— JOB —
State how many lines of the data contain the word "components", and write nothing besides the number.

### RECORDS FOR THE TASK ###

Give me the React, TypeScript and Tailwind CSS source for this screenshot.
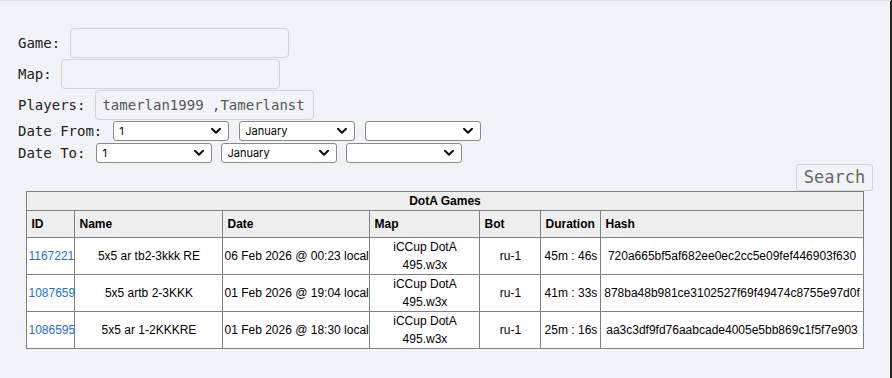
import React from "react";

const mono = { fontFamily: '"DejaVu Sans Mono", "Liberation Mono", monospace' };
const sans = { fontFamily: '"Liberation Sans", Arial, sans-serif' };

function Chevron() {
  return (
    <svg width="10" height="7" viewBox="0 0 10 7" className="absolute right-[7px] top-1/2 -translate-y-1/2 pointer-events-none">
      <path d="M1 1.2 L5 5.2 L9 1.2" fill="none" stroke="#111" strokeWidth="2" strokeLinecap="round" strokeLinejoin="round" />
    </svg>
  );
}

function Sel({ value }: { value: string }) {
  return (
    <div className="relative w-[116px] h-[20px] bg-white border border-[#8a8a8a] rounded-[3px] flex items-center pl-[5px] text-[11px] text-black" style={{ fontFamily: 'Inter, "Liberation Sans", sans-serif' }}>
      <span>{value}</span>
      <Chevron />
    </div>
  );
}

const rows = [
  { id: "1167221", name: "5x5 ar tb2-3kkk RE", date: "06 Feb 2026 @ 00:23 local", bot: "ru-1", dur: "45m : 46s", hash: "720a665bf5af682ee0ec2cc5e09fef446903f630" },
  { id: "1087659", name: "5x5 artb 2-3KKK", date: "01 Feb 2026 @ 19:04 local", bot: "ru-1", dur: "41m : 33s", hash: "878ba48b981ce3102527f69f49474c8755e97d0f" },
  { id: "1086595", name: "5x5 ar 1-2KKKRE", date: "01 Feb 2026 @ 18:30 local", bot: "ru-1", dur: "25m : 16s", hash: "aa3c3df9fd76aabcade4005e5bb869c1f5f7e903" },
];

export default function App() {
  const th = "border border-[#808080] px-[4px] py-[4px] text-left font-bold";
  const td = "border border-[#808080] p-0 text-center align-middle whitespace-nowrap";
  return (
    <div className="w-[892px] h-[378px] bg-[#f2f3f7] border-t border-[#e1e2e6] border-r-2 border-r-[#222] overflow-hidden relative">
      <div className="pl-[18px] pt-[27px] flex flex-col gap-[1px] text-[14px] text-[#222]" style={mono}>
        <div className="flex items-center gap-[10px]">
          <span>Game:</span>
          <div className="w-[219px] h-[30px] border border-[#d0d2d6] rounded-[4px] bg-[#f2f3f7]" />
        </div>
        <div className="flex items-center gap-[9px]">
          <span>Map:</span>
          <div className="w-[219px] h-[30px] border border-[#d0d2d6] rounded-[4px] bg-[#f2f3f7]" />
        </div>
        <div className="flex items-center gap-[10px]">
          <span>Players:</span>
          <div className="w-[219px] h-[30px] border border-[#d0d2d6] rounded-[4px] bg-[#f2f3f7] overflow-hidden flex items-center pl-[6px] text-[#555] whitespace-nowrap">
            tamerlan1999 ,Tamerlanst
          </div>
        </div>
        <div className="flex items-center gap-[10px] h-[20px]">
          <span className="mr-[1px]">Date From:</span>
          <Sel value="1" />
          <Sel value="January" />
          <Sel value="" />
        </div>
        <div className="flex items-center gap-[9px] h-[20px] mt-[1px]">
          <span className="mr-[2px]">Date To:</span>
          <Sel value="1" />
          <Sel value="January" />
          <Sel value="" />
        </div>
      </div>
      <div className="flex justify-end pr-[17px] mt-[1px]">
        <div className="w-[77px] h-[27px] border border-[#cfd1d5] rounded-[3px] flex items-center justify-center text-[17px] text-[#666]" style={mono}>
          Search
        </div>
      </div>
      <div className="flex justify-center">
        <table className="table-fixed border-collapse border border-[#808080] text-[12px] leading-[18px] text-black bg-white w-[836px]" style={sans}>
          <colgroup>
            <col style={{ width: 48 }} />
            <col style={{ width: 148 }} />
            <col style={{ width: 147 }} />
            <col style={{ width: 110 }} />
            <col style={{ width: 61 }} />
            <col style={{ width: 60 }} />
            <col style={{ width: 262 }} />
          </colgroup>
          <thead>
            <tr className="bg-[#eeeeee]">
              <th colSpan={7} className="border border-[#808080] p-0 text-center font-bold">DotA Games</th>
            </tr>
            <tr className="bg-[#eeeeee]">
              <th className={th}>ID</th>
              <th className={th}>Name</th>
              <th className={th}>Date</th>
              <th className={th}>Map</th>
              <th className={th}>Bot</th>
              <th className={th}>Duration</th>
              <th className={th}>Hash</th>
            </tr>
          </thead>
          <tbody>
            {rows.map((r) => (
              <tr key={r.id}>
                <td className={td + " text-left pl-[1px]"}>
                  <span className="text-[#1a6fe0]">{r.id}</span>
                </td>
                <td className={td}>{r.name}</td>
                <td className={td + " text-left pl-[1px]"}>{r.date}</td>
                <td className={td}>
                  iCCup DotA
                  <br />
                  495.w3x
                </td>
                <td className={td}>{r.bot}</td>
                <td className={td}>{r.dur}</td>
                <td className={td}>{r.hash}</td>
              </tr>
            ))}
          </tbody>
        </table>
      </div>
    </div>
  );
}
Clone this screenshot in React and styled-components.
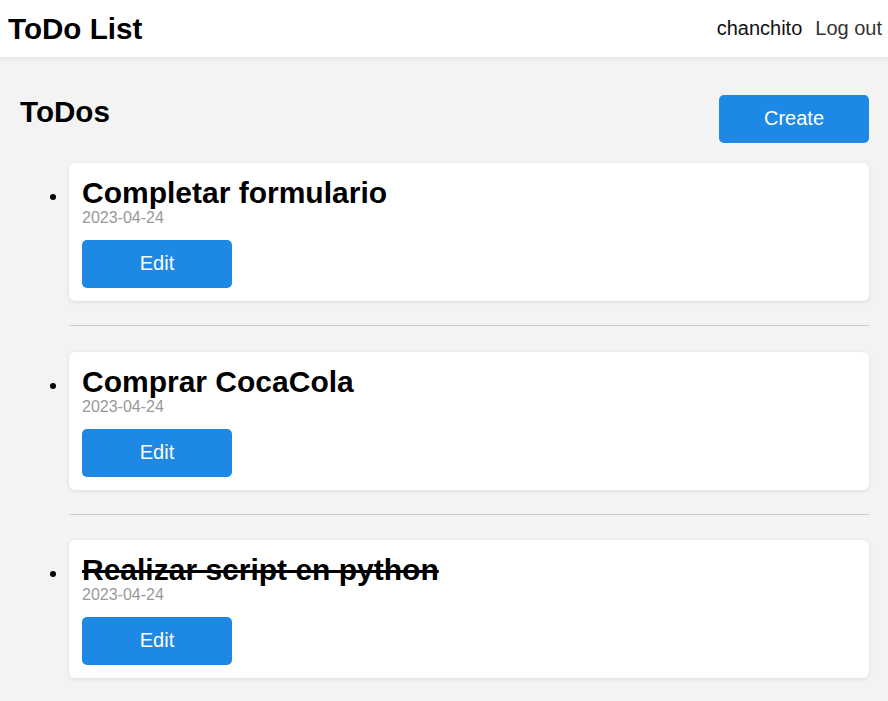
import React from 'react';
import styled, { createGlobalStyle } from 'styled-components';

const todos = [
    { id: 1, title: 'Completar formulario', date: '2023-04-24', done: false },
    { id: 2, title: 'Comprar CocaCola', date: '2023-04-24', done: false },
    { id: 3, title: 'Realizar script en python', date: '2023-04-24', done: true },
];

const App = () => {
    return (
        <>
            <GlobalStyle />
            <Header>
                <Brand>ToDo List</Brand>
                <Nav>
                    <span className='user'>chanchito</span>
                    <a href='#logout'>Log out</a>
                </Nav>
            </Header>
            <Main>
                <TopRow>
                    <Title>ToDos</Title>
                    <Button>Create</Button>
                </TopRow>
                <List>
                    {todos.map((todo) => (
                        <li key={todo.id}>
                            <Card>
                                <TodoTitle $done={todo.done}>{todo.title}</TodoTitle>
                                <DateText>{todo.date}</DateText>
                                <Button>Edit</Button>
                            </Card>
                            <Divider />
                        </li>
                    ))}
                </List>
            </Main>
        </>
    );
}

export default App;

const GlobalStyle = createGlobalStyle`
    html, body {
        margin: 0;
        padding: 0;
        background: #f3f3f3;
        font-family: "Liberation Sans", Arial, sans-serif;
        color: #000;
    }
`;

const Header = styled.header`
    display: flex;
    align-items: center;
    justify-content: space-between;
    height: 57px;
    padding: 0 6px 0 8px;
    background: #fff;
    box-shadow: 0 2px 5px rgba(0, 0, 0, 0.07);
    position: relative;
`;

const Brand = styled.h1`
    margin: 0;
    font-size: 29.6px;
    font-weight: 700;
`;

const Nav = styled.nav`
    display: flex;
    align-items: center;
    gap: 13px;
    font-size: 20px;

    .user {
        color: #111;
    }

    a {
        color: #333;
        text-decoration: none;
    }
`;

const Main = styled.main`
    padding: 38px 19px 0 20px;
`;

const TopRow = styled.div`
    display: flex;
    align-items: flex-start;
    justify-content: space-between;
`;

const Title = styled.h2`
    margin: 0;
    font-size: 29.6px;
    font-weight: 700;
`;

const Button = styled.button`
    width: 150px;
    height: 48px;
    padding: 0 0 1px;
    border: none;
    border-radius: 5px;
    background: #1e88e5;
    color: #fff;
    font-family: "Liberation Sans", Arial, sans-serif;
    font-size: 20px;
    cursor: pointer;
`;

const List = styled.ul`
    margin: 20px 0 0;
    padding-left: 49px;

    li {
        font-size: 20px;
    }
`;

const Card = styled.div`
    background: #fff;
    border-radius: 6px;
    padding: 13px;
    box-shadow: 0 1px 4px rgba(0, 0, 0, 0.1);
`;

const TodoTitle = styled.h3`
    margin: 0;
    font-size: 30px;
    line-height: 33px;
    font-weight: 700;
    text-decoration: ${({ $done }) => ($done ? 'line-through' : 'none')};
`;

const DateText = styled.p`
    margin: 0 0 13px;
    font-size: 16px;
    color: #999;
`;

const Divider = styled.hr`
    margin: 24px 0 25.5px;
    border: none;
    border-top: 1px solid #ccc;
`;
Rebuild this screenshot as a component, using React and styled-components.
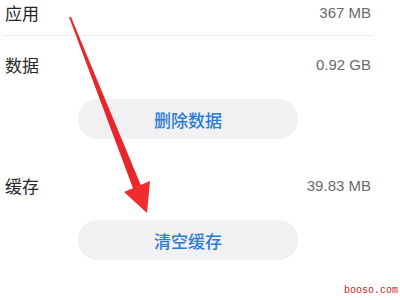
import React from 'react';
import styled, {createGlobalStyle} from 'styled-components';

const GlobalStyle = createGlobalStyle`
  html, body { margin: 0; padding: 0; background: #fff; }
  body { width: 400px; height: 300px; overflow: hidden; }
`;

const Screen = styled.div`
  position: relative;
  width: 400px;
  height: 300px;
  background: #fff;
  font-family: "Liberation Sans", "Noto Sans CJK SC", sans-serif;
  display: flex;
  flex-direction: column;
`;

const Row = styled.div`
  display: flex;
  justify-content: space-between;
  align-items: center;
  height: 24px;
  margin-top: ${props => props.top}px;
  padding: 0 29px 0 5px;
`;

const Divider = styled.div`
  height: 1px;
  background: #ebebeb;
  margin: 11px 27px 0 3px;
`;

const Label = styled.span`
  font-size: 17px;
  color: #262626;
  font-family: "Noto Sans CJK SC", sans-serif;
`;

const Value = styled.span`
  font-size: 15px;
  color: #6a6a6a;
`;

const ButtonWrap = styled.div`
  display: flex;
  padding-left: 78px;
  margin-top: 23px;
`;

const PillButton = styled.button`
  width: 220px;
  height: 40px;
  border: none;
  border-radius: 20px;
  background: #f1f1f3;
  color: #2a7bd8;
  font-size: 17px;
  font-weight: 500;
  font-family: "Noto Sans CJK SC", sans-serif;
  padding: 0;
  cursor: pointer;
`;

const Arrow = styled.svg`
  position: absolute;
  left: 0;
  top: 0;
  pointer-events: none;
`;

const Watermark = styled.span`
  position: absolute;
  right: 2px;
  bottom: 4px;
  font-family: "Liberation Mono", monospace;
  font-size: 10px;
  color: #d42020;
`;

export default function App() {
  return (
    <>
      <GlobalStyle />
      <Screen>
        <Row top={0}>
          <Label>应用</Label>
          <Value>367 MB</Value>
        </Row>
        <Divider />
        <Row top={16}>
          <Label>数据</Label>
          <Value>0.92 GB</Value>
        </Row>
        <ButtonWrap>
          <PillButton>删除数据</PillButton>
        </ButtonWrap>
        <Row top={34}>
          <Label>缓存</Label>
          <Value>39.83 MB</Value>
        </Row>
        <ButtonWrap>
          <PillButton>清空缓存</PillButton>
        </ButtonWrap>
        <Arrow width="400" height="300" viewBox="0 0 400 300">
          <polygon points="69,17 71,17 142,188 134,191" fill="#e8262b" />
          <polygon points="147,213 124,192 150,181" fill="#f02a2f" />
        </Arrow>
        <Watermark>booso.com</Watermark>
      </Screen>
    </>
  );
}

###

— WRITTEN SOLUTION —
4